Maupin pleaded guilty to a federal charge of perjury after making a false report to the FBI about former Phoenix Mayor Phil Gordon. Maupin was seeking to unseat Gordon as mayor.

Months after Maupin pleaded guilty, a probation officer said Maupin appeared to be grooming the mother of a man shot by police. Maupin, the officer said, was asking the woman to set up a trust fund for a pending settlement and name him to it. Maupin denied that was the case.

Jury finds Peña not guilty

Former Phoenix police Officer Sean Peña.
Former Phoenix police Officer Sean Peña.

The jury in Peña’s second trial only took 30 minutes to deliberate.

Peña and his defense attorney, Josephine Hallam, fretted that it was so quick.

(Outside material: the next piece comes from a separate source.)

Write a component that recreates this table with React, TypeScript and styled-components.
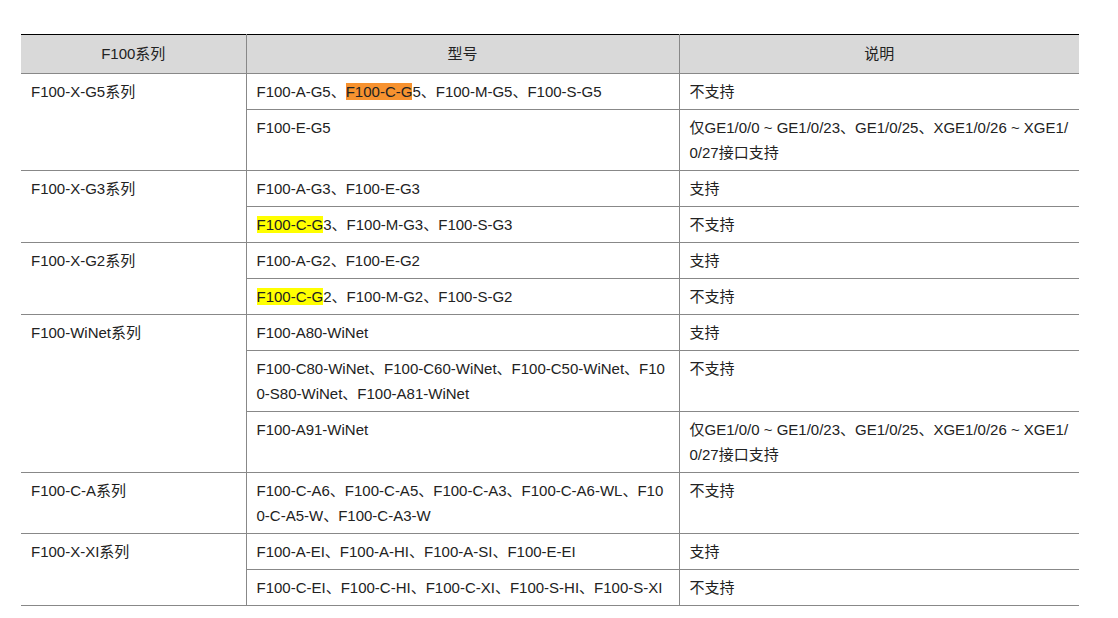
import styled, { createGlobalStyle } from 'styled-components';

const GlobalStyle = createGlobalStyle`
  body {
    margin: 0;
    background: #fff;
    font-family: "Liberation Sans", "Noto Sans CJK SC", Arial, sans-serif;
  }
`

const Page = styled("div")`
  padding: 34px 0 0 21px;
`

const Table = styled("table")`
  width: 1058px;
  border-collapse: collapse;
  table-layout: fixed;
  border-top: 1px solid #000;
  border-bottom: 1px solid #000;
  font-size: 15px;
  line-height: 25px;
  color: #222;
`

const Th = styled("th")`
  background: #d9d9d9;
  font-weight: normal;
  text-align: center;
  padding: 6px 10px 7px 10px;
  height: 25px;
  border-bottom: 1px solid #888;
  border-left: 1px solid #888;
  &:first-child {
    border-left: none;
  }
`

const Td = styled("td")<{ $first?: boolean }>`
  vertical-align: top;
  text-align: left;
  padding: 5px 10px 5px 10px;
  border-bottom: 1px solid #888;
  border-left: ${p => (p.$first ? 'none' : '1px solid #888')};
  word-break: break-all;
`

const Mark = styled("span")<{ $tone: 'orange' | 'yellow' }>`
  background: ${p => (p.$tone === 'orange' ? '#f7922f' : '#ffff00')};
`

type Row = {
  series?: string
  span?: number
  model: React.ReactNode
  note: string
}

const PART = '仅GE1/0/0 ~ GE1/0/23、GE1/0/25、XGE1/0/26 ~ XGE1/0/27接口支持'

const rows: Row[] = [
  { series: 'F100-X-G5系列', span: 2, model: <>F100-A-G5、<Mark $tone="orange">F100-C-G</Mark>5、F100-M-G5、F100-S-G5</>, note: '不支持' },
  { model: 'F100-E-G5', note: PART },
  { series: 'F100-X-G3系列', span: 2, model: 'F100-A-G3、F100-E-G3', note: '支持' },
  { model: <><Mark $tone="yellow">F100-C-G</Mark>3、F100-M-G3、F100-S-G3</>, note: '不支持' },
  { series: 'F100-X-G2系列', span: 2, model: 'F100-A-G2、F100-E-G2', note: '支持' },
  { model: <><Mark $tone="yellow">F100-C-G</Mark>2、F100-M-G2、F100-S-G2</>, note: '不支持' },
  { series: 'F100-WiNet系列', span: 3, model: 'F100-A80-WiNet', note: '支持' },
  { model: 'F100-C80-WiNet、F100-C60-WiNet、F100-C50-WiNet、F100-S80-WiNet、F100-A81-WiNet', note: '不支持' },
  { model: 'F100-A91-WiNet', note: PART },
  { series: 'F100-C-A系列', span: 1, model: 'F100-C-A6、F100-C-A5、F100-C-A3、F100-C-A6-WL、F100-C-A5-W、F100-C-A3-W', note: '不支持' },
  { series: 'F100-X-XI系列', span: 2, model: 'F100-A-EI、F100-A-HI、F100-A-SI、F100-E-EI', note: '支持' },
  { model: 'F100-C-EI、F100-C-HI、F100-C-XI、F100-S-HI、F100-S-XI', note: '不支持' },
]

const App = () => {
  return (
    <Page>
      <GlobalStyle />
      <Table>
        <colgroup>
          <col style={{ width: 225 }} />
          <col style={{ width: 433 }} />
          <col style={{ width: 400 }} />
        </colgroup>
        <thead>
          <tr>
            <Th>F100系列</Th>
            <Th>型号</Th>
            <Th>说明</Th>
          </tr>
        </thead>
        <tbody>
          {rows.map((r, i) => (
            <tr key={i}>
              {r.series ? <Td $first rowSpan={r.span}>{r.series}</Td> : null}
              <Td>{r.model}</Td>
              <Td>{r.note}</Td>
            </tr>
          ))}
        </tbody>
      </Table>
    </Page>
  )
}

export default App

Hallam, in an interview on Tuesday, said she prepared Peña for a guilty verdict. He would be handcuffed immediately, so it was best he hand over his wallet and anything in his pockets. Peña handed those items to his pregnant wife, who sat in the front row.

Hallam said she told him: “Take a deep breath.” They held hands.

Peña still expected to be exonerated. But he was still nervous as the court clerk read the verdict.

“You come up to the end of the line, that’s a whole different story,” he said. “Everything is on this one moment.”

Peña and his attorney started crying as the not-guilty verdicts were read.

His child was born five months later.